Hopefully this answers your question.

• Thanks very much for the reply. It makes perfect sense to me. The problem is that in the next example in the text, the same analysis is applied to a light clock, and it's pretty clear in that example that the beam of light isn't aimed at a particular angle in anticipation of the expected position of the mirror and receiving photocell, as it may have been in the case of the interferometer. – spacediver Feb 28 '16 at 5:18

The only way I can reconcile this is that Feynman here is not talking about a laser beam, but rather a point source where the light spreads out in all directions

I think that the reasoning of Feynman in this lecture is based on this, because he previously in it said that Maxwell's equations demonstrated that light goes in all direction from the source.

But, as you said, what about a light beam? I am thinking a lot about that, and I have a "unsure response" .

If we think in Galilean mode we arrive to a contradiction.
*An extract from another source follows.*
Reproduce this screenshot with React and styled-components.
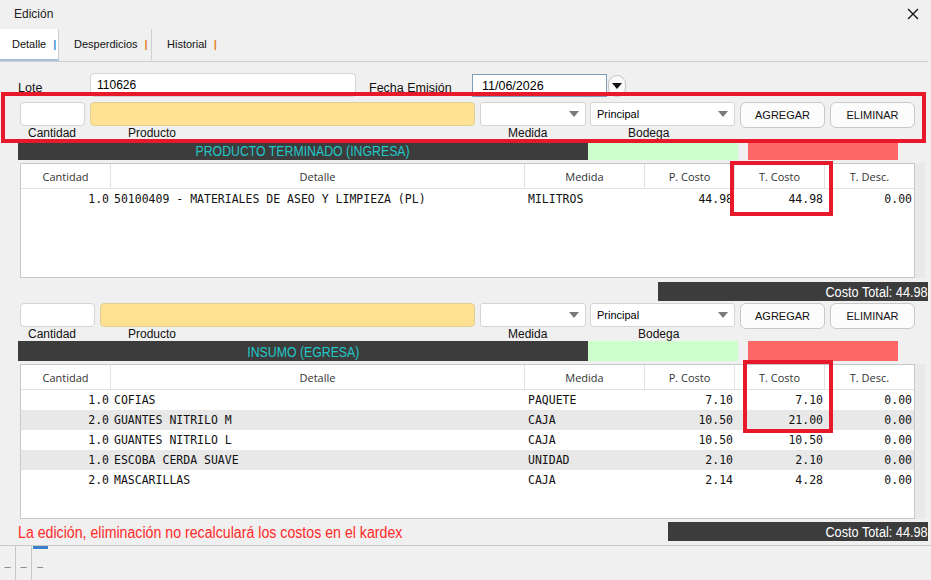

Because we know from Maxwell equations that light propagation does not depend on the source speed (this is, too, a conclusion of De Sitter double star experiment), but we check that light in this experiment has a crossed component "due to the traslation of the observer". This contradiction only could be fixed with a new theory (SR), I think that this itself must have been a problem in its momment, apart from the zero result of MM.